Transactions have the effect of debiting the sender and crediting the receiver. This is calculated by accumulating transactions in the block chain for each user. The presence of carry forward transactions moving balances up from past years is also included to validate the numbers are added correctly.

Having other nodes verify that their copy of the block chain matches other nodes can add extra validation but should be unnecessary because it is unlikely anyone can create a block hash message for a user private key they don't control.

The calculation to determine which user is responsible for creating blocks in the past depends on the inclusion of users to the network and can be used to verify that non authorized users didn't add blocks when they were not supposed to. This should not be possible even if they could add an unauthorized block or transaction without the private keys.

Pruning and Balance forward:

All accounts transfer their balance from transactions prior to two years into the current year. Balances are calculated by the accumulation of debit and credit from transactions. Balances are carried forward using a variant of the transaction network request called balance carry forward. The client software will automatically make this request to the network. Transaction data older than four years can be deleted.

Balances for users can be validated using transaction history data as well as carry forward data.

There could be a bounty for people who identify old balances with no carry forward yet to encourage others to keep everyone up to date and not loose continuity for inactive users. This would allow for people to rely on paper wallets.

The Period Summary record contains the hash of a set of blocks between the end of the last summary period and a full new set containing a fixed number of transactions. The period summary length is includes about a month worth of transactions. The period summary record is calculated by a block creator and is rewarded with some currency. The period summary records contained within the block chain are kept forever even when block data from years past is deleted. 

The presence of the summary records allows nodes to validate the current chain by processing the hash chain from the very first block. Nodes can decide how many years of past data they want to retain before purging historical data and rely on the integrity of the chain from the past several years to ensure that the summary records are authentic. 

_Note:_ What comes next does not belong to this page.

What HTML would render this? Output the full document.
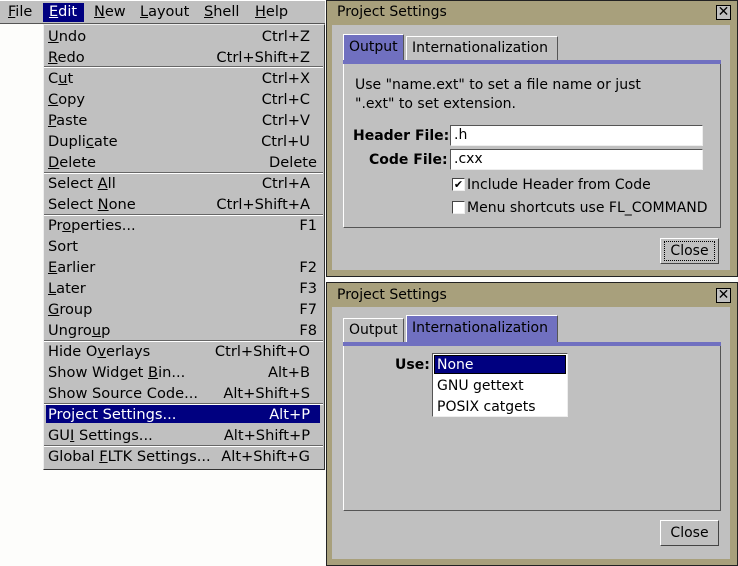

The longest chain is considered to be the true record of history as measured backwards from the current time. 

An attacher could fabricate a fictional history chain that is longer than the network consensus chain and start seeding it to nodes that connect to it. However this alternate chain would not interfere with the main chain because blocks would not be validated between the two. Some nodes that connected to the attacking node would eventually connect to a main network node and download the parallel chain and can decide to join that one instead. 

Double Spending Transactions:

The network prevents users from sending a transaction to more than one user because of the following constraints:

  1. Blocks created by users in the network are validated against the historical data to ensure that the user has funds available. All users in the network receiving new blocks can validate them based on the contents such that the transfers have balance and the block creator included a content hash signature that was signed by the designated block creator.

  2. Blocks are chained together so that the hash of each previous block is included in the the next block ensuring that no one can insert fake blocks at a later date.

  3. Only the designated block creator can create blocks because they have a block_generation_private_key from a previous block they created or from when they signed up.

Privacy:

This system broadcasts transactions with your Keys across the network. You can create multiple account wallets to separate your identity from other wallets. Although your exposed wallet will show trades against anonymous accounts.

Very similar behaviour to Bitcoin. Extra anonymity features are not currently created. The key areas of this system are user choice on network behaviour and high transaction capacity.

Attacks and Failure Conditions:

Based on the system design and structure there are particular areas where people could attempt to manipulate the system for their advantage or disadvantage of others. Mapping out some of these areas here is useful for guarding against such attacks.

  1. Prevent people from creating inactive accounts without participating or contributing to the function of the network. It takes resources by everyone on the network to store data for each user. Accounts that won't be used are discouraged by the fact that they won't receive payments if they are not up to date.

  2. Adding more users means less evenly distributed currency? If there are a million users that are up to date and blocks generated every ten minutes then on average a given user will be selected every nineteen years. Currency will also have to be issued to a set of randomly allocated users each block cycle to bring this distribution time down preferably within a few months. These payments would be of very small amounts much smaller than the block creator.

  3. What happens if rouge nodes refuse to include new users? Anyone can choose the number of pending user requests to include based on resources. More data in a block means less likely to be received by the next block maker.

  4. Time synchronization conflicts break communication. What happens if users have different system times then the miner selection function won't work evenly. Also timezone differences can affect what times each user sees.

  5. Block creator DDOS, Because the user responsible for creating a block is know anyone can see this and initiate a network flood attack on this or upcoming users.

  6. If individuals are known in the network targeted individuals could be DDOS attacked preventing them from accessing the network?

  7. What if some nodes in a region of the internet are slower and can't keep up with faster areas that generate big blocks too quickly? An option to handle this would be to have users monitor the status of other nodes in the network and relay an up to date score to the block creator. If the network is falling behind then they can reduce the size of the block.

  8. A Time attack can occur if a sufficiently large number of users in the network intentionally set the system time to the wrong value. This could be used to alter for each time change who is the block creator. This could be used to artificially set the block creator more frequently to malicious nodes that don't include transactions lowering the capacity of the network.

  9. Chain splits. An attacker could fabricate a fictional chain history and seed it with any new nodes that connect to it first. If the attacker generated several wallets they control and created a history of many years simply crediting their own addresses this would be unatractive to other users who can choose to switch to the main chain.

User Identity

Each user client node has an identity with an address key pairs, block creation key paris and voting configuration settings. A transaction ledger of transactions between other nodes. The latest transaction and balance between other users.

Settings and Voting

There is a bell curve of settings used to vote for network settings. Higher and lower on the average are counted less. These settings affect network policy like inflation rate. If a standard deviation of users average an inflation rate of 1% then that is used to pay users in currency for validating transactions over a year.

If some users settings are 1000% inflation and they are outside of the second or third deviation their settings are weighted much lower than a vote in the first standard deviation.

Settings are stored as key value, certain keys have effect. The hash is of the key names and values. New settings added later will have defaults so that old users will adopt default settings without invalidating their history score.